His editor, Pierre-Guillaume de Roux, acknowledged that Venner objected to same-sex marriage but said he also had concerns that went "far beyond" the issue, the BBC reports. De Roux saw similarities between Venner's suicide and that of Yukio Mishima, the Japanese author who killed himself in 1970 after a failed coup attempt by his paramilitary group. (Note: Mishima, although married to a woman, had many same-sex lovers.)
Venner was a prolific author and historian, with some works that won mainstream praise, "including a 1981 book on the Red Army which won a prize from the Academie Francaise," the Independent notes.

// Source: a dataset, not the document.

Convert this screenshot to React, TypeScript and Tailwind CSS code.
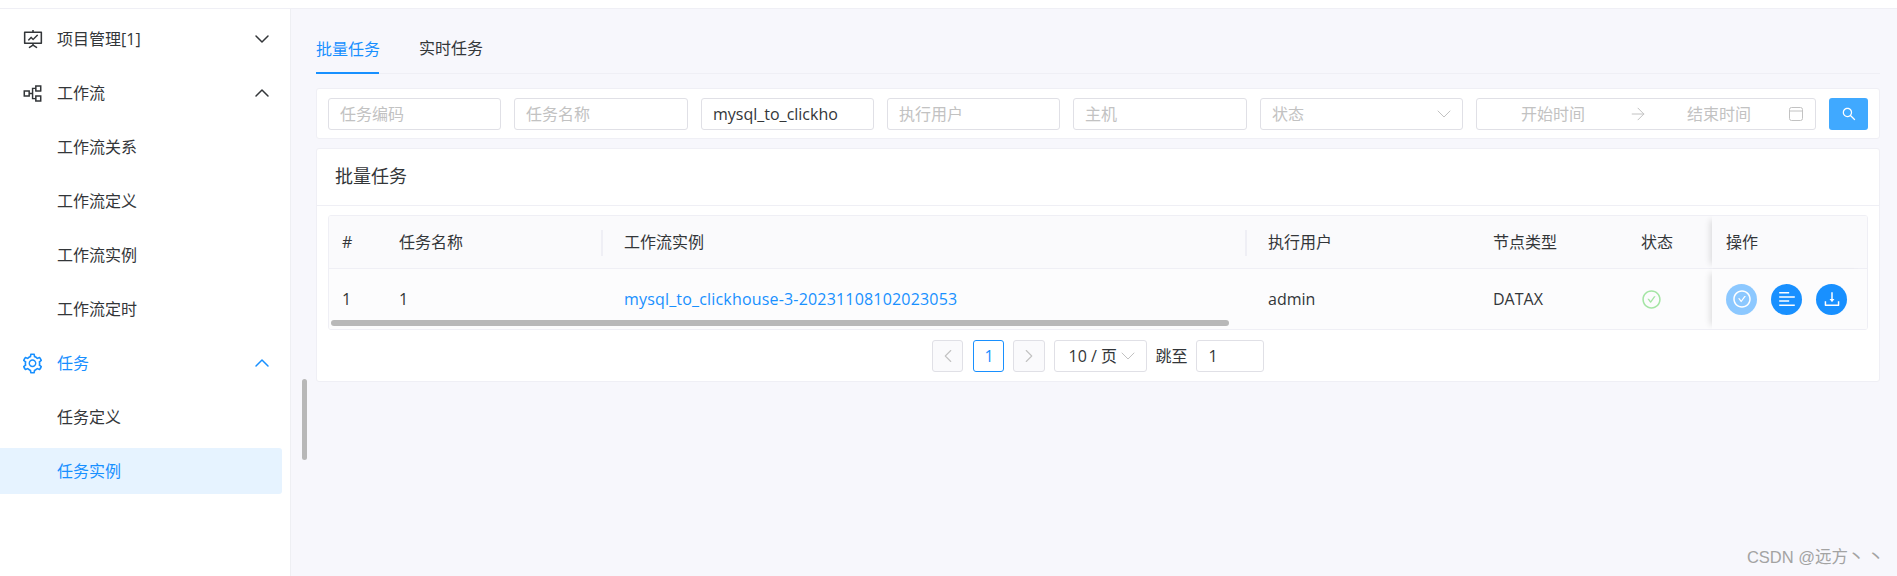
import type { ReactNode } from 'react'
import { ArrowRight, ChevronDown, ChevronLeft, ChevronRight, ChevronUp } from 'lucide-react'
import {
  AiOutlineAlignLeft,
  AiOutlineCheckCircle,
  AiOutlineDownload,
  AiOutlineFundProjectionScreen,
  AiOutlinePartition,
  AiOutlineSearch,
  AiOutlineSetting,
} from 'react-icons/ai'

const FONT = "font-['Open_Sans','Noto_Sans_CJK_SC',sans-serif]"

const WORKFLOW_ITEMS = ['工作流关系', '工作流定义', '工作流实例', '工作流定时']

function NavRow({
  icon,
  label,
  chevron,
  active = false,
  selected = false,
}: {
  icon?: ReactNode
  label: string
  chevron?: 'up' | 'down'
  active?: boolean
  selected?: boolean
}) {
  return (
    <div
      className={`mr-2 flex h-[46px] items-center rounded-r-[3px] pr-2 text-base ${
        active ? 'text-[#1890ff]' : 'text-[#333639]'
      } ${selected ? 'bg-[#e6f3ff]' : ''}`}
    >
      <span className="flex w-[57px] shrink-0 justify-center pl-[11px] pr-[3px]">{icon}</span>
      <span className="flex-1">{label}</span>
      {chevron === 'down' ? <ChevronDown className="size-6" strokeWidth={1.5} /> : null}
      {chevron === 'up' ? <ChevronUp className="size-6" strokeWidth={1.5} /> : null}
    </div>
  )
}

function Sidebar() {
  return (
    <aside className="flex w-[291px] shrink-0 flex-col gap-2 border-r border-[#eeeff3] bg-white pt-[7px]">
      <NavRow
        icon={<AiOutlineFundProjectionScreen className="size-[22px]" />}
        label="项目管理[1]"
        chevron="down"
      />
      <NavRow icon={<AiOutlinePartition className="size-[23px]" />} label="工作流" chevron="up" />
      {WORKFLOW_ITEMS.map((item) => (
        <NavRow key={item} label={item} />
      ))}
      <NavRow icon={<AiOutlineSetting className="size-[23px]" />} label="任务" chevron="up" active />
      <NavRow label="任务定义" />
      <NavRow label="任务实例" active selected />
    </aside>
  )
}

function Field({
  width,
  children,
  muted = true,
}: {
  width: string
  children: ReactNode
  muted?: boolean
}) {
  return (
    <div
      className={`flex h-8 shrink-0 items-center rounded-[3px] border border-[#e0e0e6] px-[11px] text-base ${width} ${
        muted ? 'text-[#c2c2c2]' : 'text-[#333639]'
      }`}
    >
      {children}
    </div>
  )
}

function Filters() {
  return (
    <div className="mt-[14px] flex h-[51px] items-center gap-[13px] rounded-[3px] border border-[#efeff5] bg-white pl-[11px]">
      <Field width="w-[173px]">任务编码</Field>
      <Field width="w-[174px]">任务名称</Field>
      <Field width="w-[173px]" muted={false}>
        mysql_to_clickho
      </Field>
      <Field width="w-[173px]">执行用户</Field>
      <Field width="w-[174px]">主机</Field>
      <Field width="w-[203px] justify-between">
        状态
        <ChevronDown className="-mr-[5px] size-6 text-[#c2c2c2]" strokeWidth={1} />
      </Field>
      <Field width="w-[340px]">
        <span className="w-[140px] pl-[33px] whitespace-nowrap">开始时间</span>
        <ArrowRight className="size-5" strokeWidth={1.2} />
        <span className="pl-[39px] whitespace-nowrap">结束时间</span>
        <svg className="ml-auto size-4" viewBox="0 0 16 16" fill="none" stroke="#c2c2c2">
          <rect x="1.5" y="1.5" width="13" height="13" rx="2" />
          <path d="M1.5 5h13" />
        </svg>
      </Field>
      <button
        type="button"
        className="flex h-8 w-[39px] shrink-0 items-center justify-center rounded-[3px] bg-[#40a9ff] text-white"
      >
        <AiOutlineSearch className="size-4" />
      </button>
    </div>
  )
}

const COLUMNS = [
  { title: '#', value: '1', width: 'w-[57px]' },
  { title: '任务名称', value: '1', width: 'w-[225px]' },
  { title: '工作流实例', value: 'mysql_to_clickhouse-3-20231108102023053', width: 'w-[644px]', link: true },
  { title: '执行用户', value: 'admin', width: 'w-[225px]' },
  { title: '节点类型', value: 'DATAX', width: 'w-[148px]' },
]

function Actions() {
  return (
    <div className="flex gap-[14px]">
      <span className="flex size-[31px] items-center justify-center rounded-full bg-[#8cc8ff] text-white">
        <AiOutlineCheckCircle className="size-5" />
      </span>
      <span className="flex size-[31px] items-center justify-center rounded-full bg-[#1890ff] text-white">
        <AiOutlineAlignLeft className="size-5" />
      </span>
      <span className="flex size-[31px] items-center justify-center rounded-full bg-[#1890ff] text-white">
        <AiOutlineDownload className="size-5" />
      </span>
    </div>
  )
}

function TaskTable() {
  return (
    <div className="relative overflow-hidden rounded-[3px] border border-[#efeff5] text-base text-[#333639]">
      <div className="flex h-[53px] items-center border-b border-[#efeff5] bg-[#fafafc]">
        {COLUMNS.map((col, index) => (
          <div key={col.title} className={`relative pl-[13px] ${col.width}`}>
            {col.title}
            {index === 1 || index === 2 ? (
              <span className="absolute top-0 right-2 h-[26px] w-0.5 bg-[#efeff5]" />
            ) : null}
          </div>
        ))}
        <div className="w-[84px] pl-[13px]">状态</div>
        <div className="flex h-full flex-1 items-center bg-[#fafafc] pl-[14px] shadow-[-6px_0_6px_-4px_rgba(0,0,0,0.12)]">
          操作
        </div>
      </div>
      <div className="flex h-[60px] items-center bg-[#fcfcfd]">
        {COLUMNS.map((col) => (
          <div
            key={col.title}
            className={`pl-[13px] ${col.width} ${col.link ? 'tracking-[0.18px] text-[#1890ff]' : ''}`}
          >
            {col.value}
          </div>
        ))}
        <div className="w-[84px] pl-[13px]">
          <AiOutlineCheckCircle className="size-[21px] text-[#a4e5a4]" />
        </div>
        <div className="flex h-full flex-1 items-center bg-[#fcfcfd] pl-[14px] shadow-[-6px_0_6px_-4px_rgba(0,0,0,0.12)]">
          <Actions />
        </div>
      </div>
      {/* horizontal scrollbar thumb sits over the row */}
      <div className="absolute bottom-[3px] left-[2px] h-[6px] w-[898px] rounded-full bg-[#b8b8b8]" />
    </div>
  )
}

function Pagination() {
  return (
    <div className="flex h-[51px] items-center justify-center text-base text-[#333639]">
      <span className="flex h-8 w-[31px] items-center justify-center rounded-[3px] border border-[#e0e0e6] bg-[#fafafc] text-[#c2c2c2]">
        <ChevronLeft className="size-[22px]" strokeWidth={1.2} />
      </span>
      <span className="ml-[10px] flex h-8 w-[31px] items-center justify-center rounded-[3px] border border-[#1890ff] text-[#1890ff]">
        1
      </span>
      <span className="ml-[9px] flex h-8 w-8 items-center justify-center rounded-[3px] border border-[#e0e0e6] bg-[#fafafc] text-[#c2c2c2]">
        <ChevronRight className="size-[22px]" strokeWidth={1.2} />
      </span>
      <span className="ml-[9px] flex h-8 w-[93px] items-center rounded-[3px] border border-[#e0e0e6] pl-[13px] whitespace-nowrap">
        10 / 页
        <ChevronDown className="-ml-[1px] size-6 shrink-0 text-[#c2c2c2]" strokeWidth={1} />
      </span>
      <span className="ml-2">跳至</span>
      <span className="ml-2 flex h-8 w-[68px] items-center rounded-[3px] border border-[#e0e0e6] pl-3">
        1
      </span>
    </div>
  )
}

export default function App() {
  return (
    <div className={`relative flex h-[576px] flex-col overflow-hidden bg-[#f7f7fc] ${FONT}`}>
      <div className="h-[9px] shrink-0 border-b border-[#efeff5] bg-white" />
      <div className="flex min-h-0 flex-1">
        <Sidebar />
        <main className="flex-1 pr-[17px] pl-[25px]">
          <div className="flex h-[65px] items-end gap-10 border-b border-[#efeff5] text-base">
            <div className="-mb-px h-[42px] w-[63px] whitespace-nowrap border-b-2 border-[#1890ff] pt-[5px] text-[#1890ff]">
              批量任务
            </div>
            <div className="h-[42px] pt-[5px] text-[#333639]">实时任务</div>
          </div>
          <Filters />
          <div className="mt-[9px] rounded-[3px] border border-[#efeff5] bg-white">
            <div className="flex h-[57px] items-center border-b border-[#efeff5] pb-[2px] pl-[18px] text-lg text-[#333639]">
              批量任务
            </div>
            <div className="pt-[9px] pr-[11px] pl-[11px]">
              <TaskTable />
              <Pagination />
            </div>
          </div>
        </main>
      </div>
      {/* page scrollbar and the image host's watermark lie over the page */}
      <div className="absolute top-[379px] left-[302px] h-[81px] w-[5px] rounded-full bg-[#b8b8b8]" />
      <div className="absolute right-[10px] bottom-[6px] font-['Liberation_Sans','Noto_Sans_CJK_SC',sans-serif] text-[16.5px] text-[#a3a3a3]">
        CSDN @远方<span className="tracking-[3px]">丶丶</span>
      </div>
    </div>
  )
}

But the paper adds that "much of his work has been steeped in the racist ideology of the far-right, apologising for the pro-Hitler regime in Vichy in the Second World War and warning of conspiracies to destroy European civilisation and to swamp the white race."
The historian was a former member of the Organisation de l'Armee Secrete, an ultranationalist terrorist group that opposed independence for Algeria, which was once a French colony, and made several attempts to assassinate Charles De Gaulle, president of France in the 1960s. Venner served 18 months in prison for his activities with the group.